۱۳۹۱ خرداد ۲۹, دوشنبه

Prof Dabashi, The Opiate of Revolutionaries









In Professor Dabashi’s recent article,(1) which draws a comparison between the 1979 Iranian revolution and the Egyptian revolution, is both a deeply biased representation of the Iranian revolution and a misreading of Egypt’s ongoing social movement. The Egyptian revolutionaries could examine the mistakes they have made, such as their failure to develop a democratic alternative that was communicated with people more widely, which left a political vacuum rapidly filled by the Muslim Brotherhood, the Salafis and the regime; or the fact that they embraced the Egyptian army after removing Mubarak, not realising that, as in Iran, it is simply a military-financial mafia(Whether they did it out of belief or political expedience is irrelevant here.)  As a result of these mistakes, they are caught between a rock and hard place, and Professor Dabashi simply proposes ways to choose between ‘bad’ and ‘worse’ in the elections. But this is a false dichotomy. Professor Dabashi’s suggestion that the choice is real is a fantasy, and if it is believed by the Egyptian people, it will work as an opiate for revolutionaries.

 
Furthermore, Professor Dabashi reproduces a dichotomous formula for polarising a comparison, and for 'othering'. Edward Said's criticism of Orientalism was that it constructed people from 'the West' as being 'rational, peaceful, liberal, logical, capable of holding real values, without natural suspicion', and those from 'the East' as 'none of these'. In Professor Dabashi's article, Egypt (once 'the Orient') takes the place of 'the West', and Iran, 'the East'. This is done through the most extreme of simplifications and misrepresentation of facts; so that anything and everything related to the Iranian revolution becomes evil, while the opposite is true for Egypt.
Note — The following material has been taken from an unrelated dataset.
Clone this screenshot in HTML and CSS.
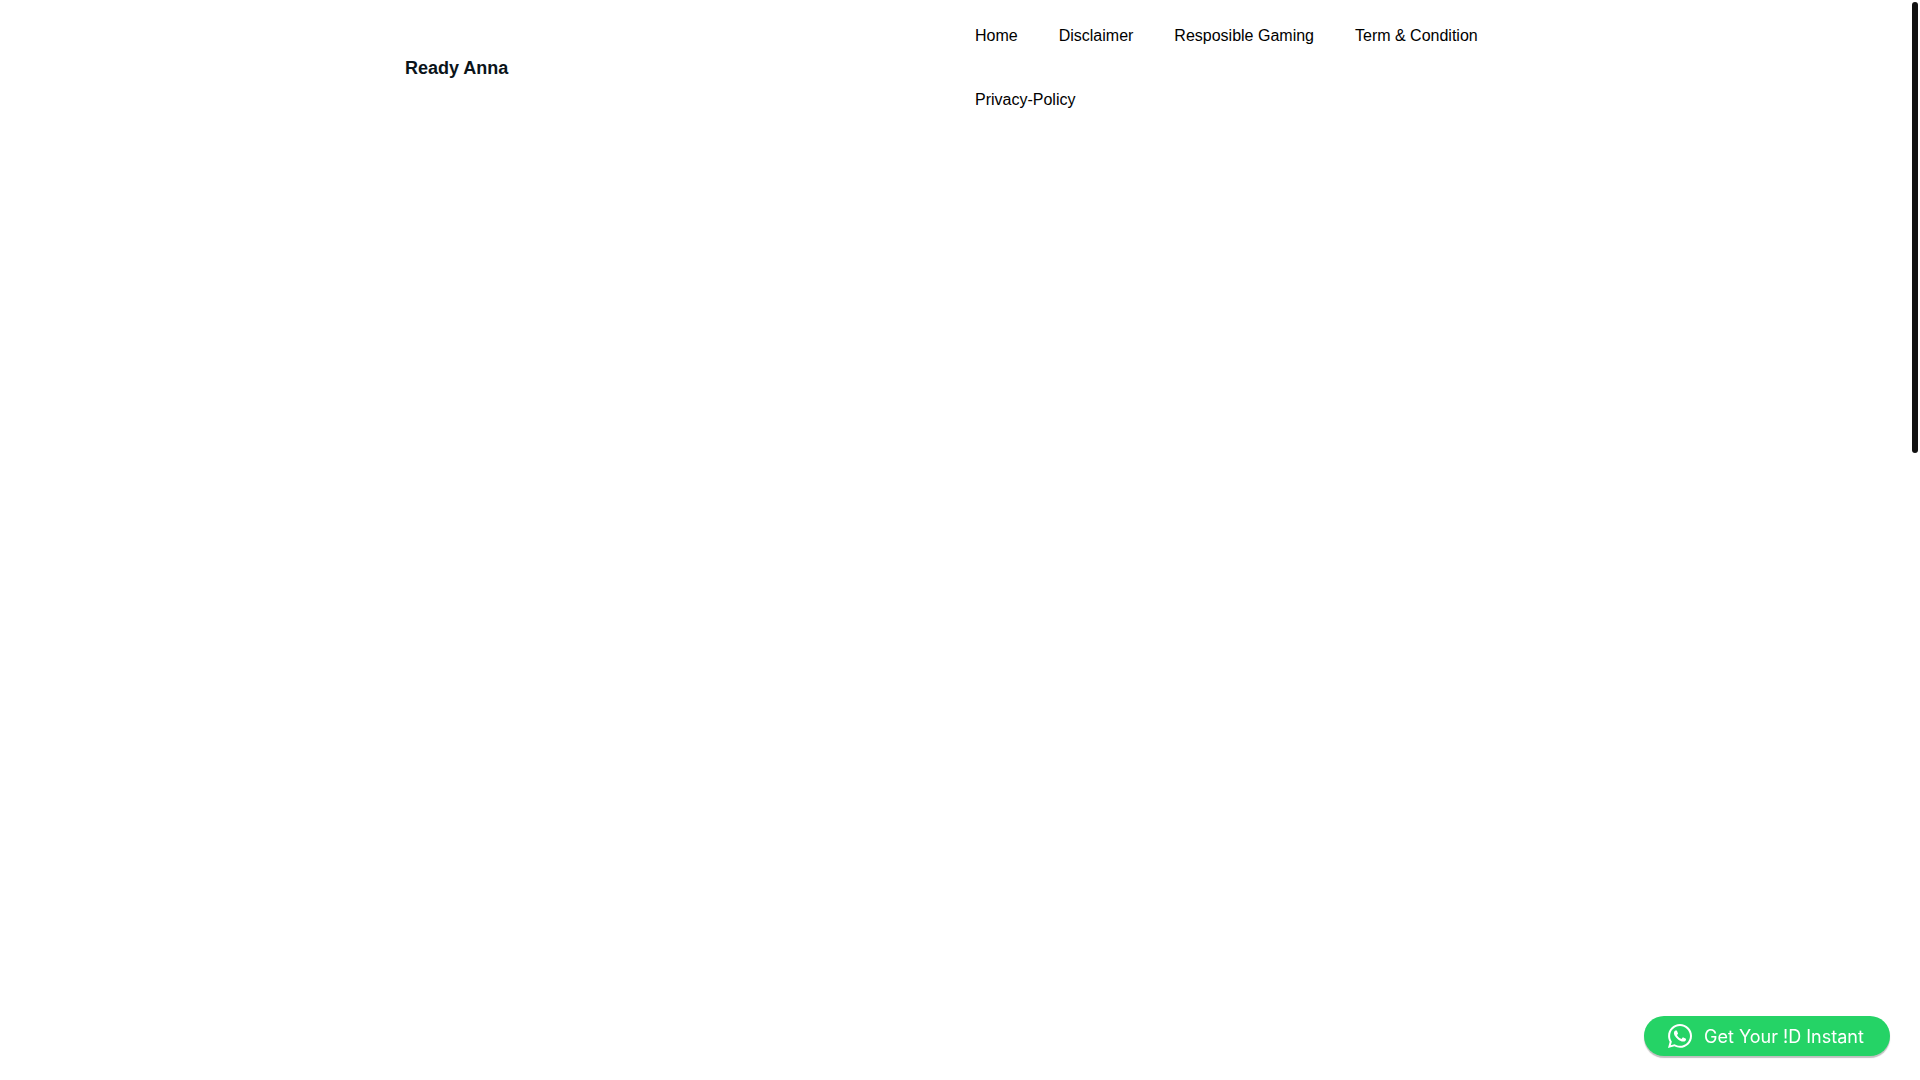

The Egyptian people should remember that more than two years ago, Professor Dabashi, also misrepresented the Iranian Green movement by referring to it as a ‘civil rights movement’. He took it out of its particular context and compared it with the U.S. Civil Rights movement, while at the same time calling the term revolution ‘old-fashioned’. Such misrepresentations of the movement, produced by Professor Dabashi and other intellectuals, weakened the Green movement considerably.

Therefore, I suggest that those working for revolution now in Egypt think critically about any representations, and create the theories of your own experience through your own perspectives and critical powers. Do not allow others to misrepresent your heroic social movement.   

If I get time, I would like to deconstruct Professor Dabashi’s image of the 1979 Iranian revolution, which he argues was nothing but violent and others argue was the model of non-violent social revolution which subsequently inspired revolutions from those in Eastern Europe to the present time.  I just hope I can make time for this.